Introduction: Respiratory Effort-Related Arousals (RERAs) are common phenomena during sleep in patients with sleep related breathing disorders. They destroy the physiological sleep architecture, consequently they are responsible for daytime sleepiness. Therefore it is of special interest to detect RERAs easily. It would be very helpful for the daily clinical work to be able to identify respiratory effort-related arousals without the need of oesophageal pressure measurements or without the detection of arousal activity in the electroencephalogram (EEG).

Nasal cannula/pressure transducer systems generate an indirect flow signal that allows the detection of reduced flow amplitude and changes in the flow shape.

The aim of this study was to evaluate the accuracy of using the shape and amplitude of a single flow channel (the microMESAM device, a linearized nasal cannula/pressure transducer) to detect RERAs.

Method: Twenty-five patients with a sleep apnea syndrome and/or excessive daytime sleepiness were included in this prospective study. All underwent a fully attended polysomnography (PSG) and a simultaneous measurement with the microMESAM system. The polysomnographies were analyzed with regard to apneas, hypopneas and RERAs. The microMESAM detection of apneas, hypopneas and RERAs was performed using an automatic algorithm.

Results: MicroMESAM and PSG generated hypopnea- and apnea-indices correlated highly (r=0.795 and r=0.974 respectively). The detection of RERAs showed an average correlation (r=0.58).
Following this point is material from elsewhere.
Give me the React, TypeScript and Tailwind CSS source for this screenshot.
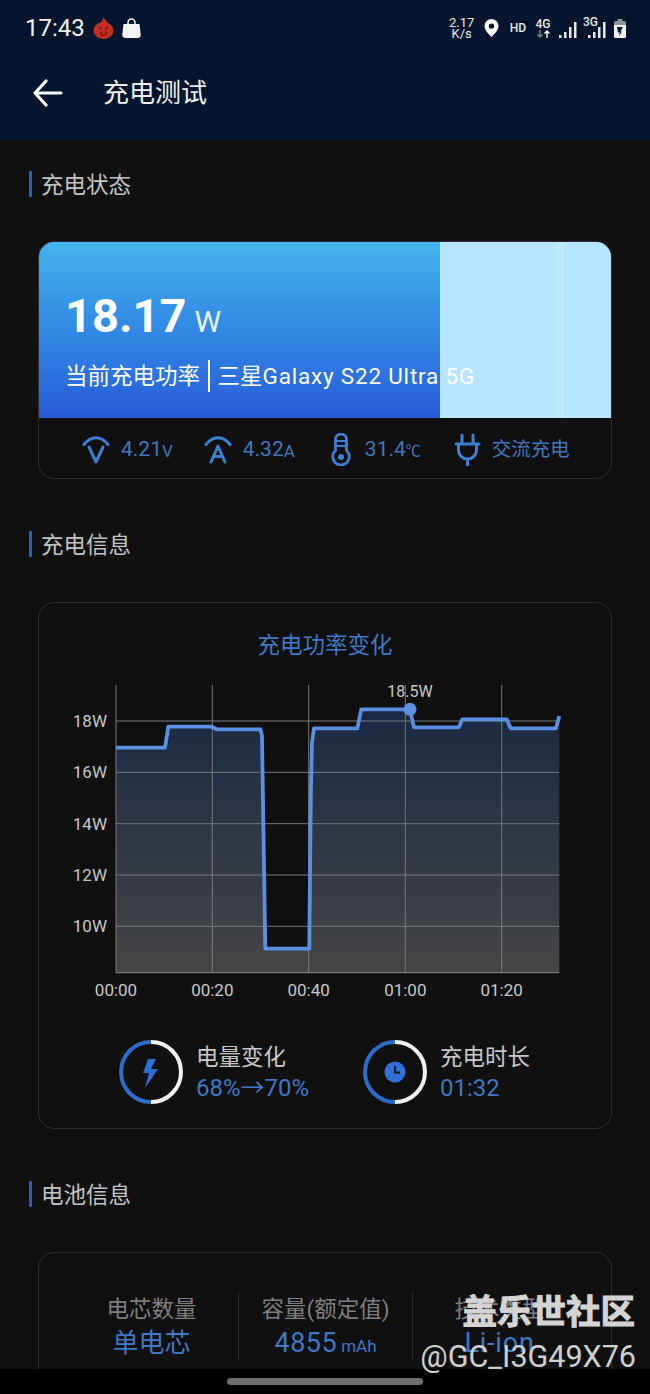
const CJK = "font-['Roboto','Noto_Sans_CJK_SC',sans-serif]";

const linePoints =
  "56,77.7 105,77.7 108.3,56.7 151.7,56.7 156.7,59.3 200.5,59.3 202,66 202.5,100 205.3,278.7 249.3,278.7 250.8,125 252,72 254,58.3 297.3,58.3 301.3,39.3 350,39.3 354,57.3 399,57.3 402.3,49.3 446.7,49.3 450.7,58.3 496,58.3 499.3,46";

function StatusBar() {
  return (
    <div className="flex h-[56px] items-center pl-[25px] pr-[24px] text-white">
      <span className="text-[24px] leading-none text-[#f2f2f2]">17:43</span>
      <svg className="ml-[8px]" width="21" height="22" viewBox="0 0 21 22">
        <path d="M10.500 0c.5 2 1.500 3 2.500 3 0 1.500 1 2.200 2 3 3 1.500 5.500 4 5.500 7.500a10 8.500 0 0 1-20 0C.5 10 3 7.500 6 6c1 .3 1.500 0 2-1 1-1 2-3 2.500-5z" fill="#c4301f" />
        <path d="M6 10l3 2.500M15 10l-3 2.500M7 18h7" stroke="#7c1712" strokeWidth="1.600" fill="none" />
        <circle cx="8" cy="15.500" r="1.200" fill="#7c1712" />
        <circle cx="13" cy="15.500" r="1.200" fill="#7c1712" />
      </svg>
      <svg className="ml-[8px]" width="19" height="20" viewBox="0 0 19 20">
        <path d="M1.500 6h16l1.200 10.500a3 3 0 0 1-3 3.500H3.300a3 3 0 0 1-3-3.500z" fill="#f4f4f4" />
        <path d="M6 7V4.500a3.500 3.500 0 0 1 7 0V7" stroke="#f4f4f4" strokeWidth="1.500" fill="none" />
      </svg>

      <div className="ml-auto flex items-center">
        <div className="flex w-[28px] flex-col items-center text-[13px] leading-[11px] text-[#e8e8e8]">
          <span>2.17</span>
          <span>K/s</span>
        </div>
        <svg className="ml-[8px]" width="15" height="18" viewBox="0 0 15 18">
          <path fillRule="evenodd" d="M7.500 0a7 7 0 0 1 7 7c0 4-4 8-7 11-3-3-7-7-7-11a7 7 0 0 1 7-7zm0 4.400a2.700 2.700 0 1 0 0 5.400 2.700 2.700 0 0 0 0-5.400z" fill="#fff" />
        </svg>
        <span className="ml-[11px] text-[12px] font-medium text-[#e8e8e8]">HD</span>
        <div className="ml-[9px] flex w-[16px] flex-col items-center">
          <span className="text-[12px] font-medium leading-[11px] text-[#e8e8e8]">4G</span>
          <svg width="15" height="8" viewBox="0 0 15 8">
            <path d="M4 0v7M1.500 4.500 4 7l2.500-2.500" stroke="#7d8896" strokeWidth="1.400" fill="none" />
            <path d="M11 8V1M8.500 3.500 11 1l2.500 2.500" stroke="#fff" strokeWidth="1.400" fill="none" />
          </svg>
        </div>
        <svg className="ml-[8px] mt-[4px]" width="18" height="16" viewBox="0 0 18 16">
          <path d="M0 13h2.500v3H0zM5 10h2.500v6H5zM10 5h2.500v11H10zM15 0h2.500v16H15z" fill="#e8e8e8" />
        </svg>
        <div className="relative ml-[11px] mt-[4px]">
          <span className="absolute -left-[5px] -top-[5px] text-[12px] font-medium leading-[11px] text-[#e8e8e8]">3G</span>
          <svg width="18" height="16" viewBox="0 0 18 16">
            <path d="M0 13h2.500v3H0zM5 10h2.500v6H5zM10 5h2.500v11H10zM15 0h2.500v16H15z" fill="#e8e8e8" />
          </svg>
        </div>
        <svg className="ml-[8px]" width="12" height="19" viewBox="0 0 12 19">
          <path d="M3.500 0h5v2h-5z" fill="#8b929c" />
          <path d="M1.500 2h9A1.500 1.500 0 0 1 12 3.500V6H0V3.500A1.500 1.500 0 0 1 1.500 2z" fill="#8b929c" />
          <path d="M0 6h12v11.500A1.500 1.500 0 0 1 10.500 19h-9A1.500 1.500 0 0 1 0 17.500z" fill="#f2f2f2" />
          <path d="M3 8h6L6.500 12.500H8L5 17l.8-3.500H4z" fill="#0a1a30" />
        </svg>
      </div>
    </div>
  );
}

function SectionTitle({ title }: { title: string }) {
  return (
    <div className="flex h-[26px] items-center pl-[29px]">
      <div className="h-[26px] w-[3px] rounded-[1px] bg-[#2c5fb0]" />
      <span className="ml-[9px] mt-[2px] text-[22.5px] leading-none text-[#c4c4c4]">{title}</span>
    </div>
  );
}

function Unit({ value, unit }: { value: string; unit: string }) {
  return (
    <>
      <span className="text-[21px] leading-none">{value}</span>
      <span className="mt-[3px] text-[17px] leading-none">{unit}</span>
    </>
  );
}

function VoltIcon() {
  return (
    <svg width="28" height="29" viewBox="0 0 28 29" fill="none" stroke="#3f7fd0" strokeWidth="3" strokeLinecap="round" strokeLinejoin="round">
      <path d="M2 9.500C9 .5 19 .5 26 9.500" />
      <path d="M7 12l7 15 7-15" />
    </svg>
  );
}

function AmpIcon() {
  return (
    <svg width="28" height="29" viewBox="0 0 28 29" fill="none" stroke="#3f7fd0" strokeWidth="3" strokeLinecap="round" strokeLinejoin="round">
      <path d="M2 9.500C9 .5 19 .5 26 9.500" />
      <path d="M7 27l7-16 7 16M9.500 21.500h9" />
    </svg>
  );
}

function ThermoIcon() {
  return (
    <svg width="20" height="33" viewBox="0 0 20 33" fill="none" stroke="#3f7fd0" strokeWidth="2.800" strokeLinecap="round">
      <path d="M4.500 17.500V6.500a5.500 5.500 0 0 1 11 0v11a8.300 8.300 0 1 1-11 0z" />
      <path d="M5 8h10M5 13h10" strokeWidth="2.200" />
      <circle cx="10" cy="24" r="3" fill="#3f7fd0" stroke="none" />
    </svg>
  );
}

function PlugIcon() {
  return (
    <svg width="27" height="33" viewBox="0 0 27 33" fill="none" stroke="#3f7fd0" strokeWidth="3" strokeLinecap="round" strokeLinejoin="round">
      <path d="M8 2v9M19 2v9M2 11h23" />
      <path d="M4.500 11v6a9 9 0 0 0 18 0v-6" />
      <path d="M13.500 26v6" />
    </svg>
  );
}

function PowerCard() {
  return (
    <div className="mx-[38px] mt-[44px] h-[238px] overflow-hidden rounded-[16px] border border-[#2b2d30]">
      <div className="relative h-[176px] bg-gradient-to-b from-[#43b4ec] to-[#2a5bd9]">
        <div className="absolute inset-y-0 right-0 w-[171px] bg-[#b7e5fd]" />
        <div className="absolute inset-y-0 right-[47px] w-[10px] bg-gradient-to-r from-[#b7e5fd] to-[#c6ebfd]" />
        <div className="relative pl-[26px] pt-[44px] text-white">
          <div className="flex items-baseline">
            <span className="text-[47px] font-bold leading-[60px]">18.17</span>
            <span className="ml-[8px] text-[30px] leading-none text-[#e8f3fd]">W</span>
          </div>
          <div className="mt-[14px] flex h-[32px] items-center text-[22.5px] leading-none">
            <span>当前充电功率</span>
            <div className="mx-[8px] h-[32px] w-[1.500px] bg-white" />
            <span>
              三星<span className="tracking-[0.8px]">Galaxy S22 Ultra 5G</span>
            </span>
          </div>
        </div>
      </div>
      <div className="flex h-[60px] items-center pl-[43px] pt-[3px] text-[#4378bd]">
        <VoltIcon />
        <div className="ml-[11px] flex items-center">
          <Unit value="4.21" unit="V" />
        </div>
        <div className="ml-[31px]">
          <AmpIcon />
        </div>
        <div className="ml-[11px] flex items-center">
          <Unit value="4.32" unit="A" />
        </div>
        <div className="ml-[36px]">
          <ThermoIcon />
        </div>
        <div className="ml-[14px] flex items-center">
          <span className="text-[21px] leading-none">31.4</span>
          <span className="mt-[3px] text-[15px] leading-none">℃</span>
        </div>
        <div className="ml-[33px]">
          <PlugIcon />
        </div>
        <span className="ml-[11px] text-[19.5px] leading-none">交流充电</span>
      </div>
    </div>
  );
}

function PowerChart() {
  const yLines = [
    { y: 51, label: "18W" },
    { y: 102.3, label: "16W" },
    { y: 153.7, label: "14W" },
    { y: 205, label: "12W" },
    { y: 256.3, label: "10W" },
  ];
  const xLines = [
    { x: 56, label: "00:00" },
    { x: 152.3, label: "00:20" },
    { x: 248.7, label: "00:40" },
    { x: 345.3, label: "01:00" },
    { x: 441.7, label: "01:20" },
  ];
  return (
    <svg width="520" height="340" viewBox="0 0 520 340" fontFamily="Roboto, sans-serif" fontSize="17">
      <defs>
        <linearGradient id="area" x1="0" y1="0" x2="0" y2="1">
          <stop offset="0" stopColor="#1a2a44" />
          <stop offset="1" stopColor="#454545" />
        </linearGradient>
      </defs>
      <polygon points={`56,302.7 ${linePoints} 499.3,302.7`} fill="url(#area)" />
      {yLines.map((l) => (
        <g key={l.label}>
          <line x1="56" x2="499.3" y1={l.y} y2={l.y} stroke="#777a7e" strokeWidth="1" />
          <text x="47" y={l.y + 6} textAnchor="end" fill="#c8c8c8">
            {l.label}
          </text>
        </g>
      ))}
      {xLines.map((l) => (
        <g key={l.label}>
          <line x1={l.x} x2={l.x} y1="15" y2="302.7" stroke="#777a7e" strokeWidth="1" />
          <text x={l.x} y="326" textAnchor="middle" fill="#c8c8c8">
            {l.label}
          </text>
        </g>
      ))}
      <line x1="56" x2="499.3" y1="302.7" y2="302.7" stroke="#8a8a8a" strokeWidth="1" />
      <polyline points={linePoints} fill="none" stroke="#5b8fe0" strokeWidth="3.800" strokeLinejoin="round" />
      <circle cx="350" cy="39.3" r="6.500" fill="#5b8fe0" />
      <text x="350" y="27" textAnchor="middle" fill="#c8c8c8" fontSize="16">
        18.5W
      </text>
    </svg>
  );
}

function Ring({ children }: { children: React.ReactNode }) {
  return (
    <svg width="64" height="64" viewBox="0 0 64 64" fill="none">
      <path d="M32 2a30 30 0 0 1 0 60" stroke="#f2f2f2" strokeWidth="4" />
      <path d="M32 62a30 30 0 0 1 0-60" stroke="#2f6bc9" strokeWidth="4" />
      {children}
    </svg>
  );
}

function Stat({ ring, label, value }: { ring: React.ReactNode; label: string; value: string }) {
  return (
    <div className="flex items-center">
      <Ring>{ring}</Ring>
      <div className="ml-[13px] flex flex-col">
        <span className="text-[22.5px] leading-[32px] text-[#c8c8c8]">{label}</span>
        <span className="text-[24px] leading-[30px] text-[#3f78c4]">{value}</span>
      </div>
    </div>
  );
}

function ChartCard() {
  return (
    <div className="mx-[38px] mt-[45px] h-[527px] rounded-[16px] border border-[#2b2d30]">
      <div className="pt-[27px] text-center text-[22.5px] leading-[30px] text-[#3f78c4]">充电功率变化</div>
      <div className="ml-[21px] mt-[10px]">
        <PowerChart />
      </div>
      <div className="mt-[30px] flex pl-[80px]">
        <div className="w-[244px]">
          <Stat
            label="电量变化"
            value="68%→70%"
            ring={<path d="M37 19H29l-5 14h6l-4 15 13-19h-7l5-10z" fill="#2f6fd6" />}
          />
        </div>
        <Stat
          label="充电时长"
          value="01:32"
          ring={
            <>
              <circle cx="32" cy="32" r="10.500" fill="#2f6fd6" />
              <path d="M32 26v6.500h5" stroke="#101418" strokeWidth="1.800" />
            </>
          }
        />
      </div>
    </div>
  );
}

function InfoCol({ label, children }: { label: string; children: React.ReactNode }) {
  return (
    <div className="flex w-[173px] flex-col items-center">
      <span className="text-[22.5px] leading-[30px] text-[#7f7f7f]">{label}</span>
      <div className="mt-[1px] flex h-[36px] items-baseline text-[#3f78c4]">{children}</div>
    </div>
  );
}

function BatteryCard() {
  return (
    <div className="mx-[38px] mt-[45px] h-[160px] rounded-t-[16px] border border-[#2b2d30] pl-[26px] pt-[41px]">
      <div className="flex items-start">
        <InfoCol label="电芯数量">
          <span className="text-[26px] leading-[36px]">单电芯</span>
        </InfoCol>
        <div className="-mt-[2px] h-[68px] w-px bg-[#2b2d30]" />
        <InfoCol label="容量(额定值)">
          <span className="text-[27px] leading-[36px] tracking-[0.5px]">4855</span>
          <span className="ml-[4px] text-[17px] leading-none">mAh</span>
        </InfoCol>
        <div className="-mt-[2px] h-[68px] w-px bg-[#2b2d30]" />
        <InfoCol label="技术类型">
          <span className="text-[27px] leading-[36px] tracking-[0.8px]">Li-ion</span>
        </InfoCol>
      </div>
    </div>
  );
}

export default function App() {
  return (
    <div className={`relative h-[1394px] w-[650px] overflow-hidden bg-[#101011] ${CJK}`}>
      <header className="h-[140px] bg-[#06152e]">
        <StatusBar />
        <div className="flex h-[74px] items-center pl-[33px]">
          <svg width="30" height="28" viewBox="0 0 30 28" fill="none" stroke="#fff" strokeWidth="3.200" strokeLinecap="round" strokeLinejoin="round">
            <path d="M28 14H3M13 2 2 14l11 12" />
          </svg>
          <span className="ml-[40px] text-[26px] leading-none text-[#f0f0f0]">充电测试</span>
        </div>
      </header>

      <div className="pt-[31px]">
        <SectionTitle title="充电状态" />
        <PowerCard />
      </div>
      <div className="pt-[52px]">
        <SectionTitle title="充电信息" />
        <ChartCard />
      </div>
      <div className="pt-[52px]">
        <SectionTitle title="电池信息" />
        <BatteryCard />
      </div>

      <div className="absolute inset-x-0 bottom-0 flex h-[25px] items-start justify-center bg-black pt-[9px]">
        <div className="h-[7px] w-[196px] rounded-full bg-[#6e6e6e]" />
      </div>

      <div className="absolute bottom-[65px] right-[15px] text-[34.5px] font-bold leading-none text-[#d4d4d4] [-webkit-text-stroke:1px_#d4d4d4]">
        盖乐世社区
      </div>
      <div className="absolute bottom-[22px] right-[14px] text-[30.5px] leading-none text-[#cfcfcf]">
        @GC_I3G49X76
      </div>
    </div>
  );
}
Conclusion: MicroMESAM can be used to detect RERAs reliably. The automatic detection of RERAs is statistically significant but needs to be further improved for the daily clinical work. An additional registration of an arousal indicator e.g. heart rate or pulse transit time may improve the detection of RERAs without measuring the cortical arousal activity in EEG or the registration of intrathoracic pressure which both are complex measurements.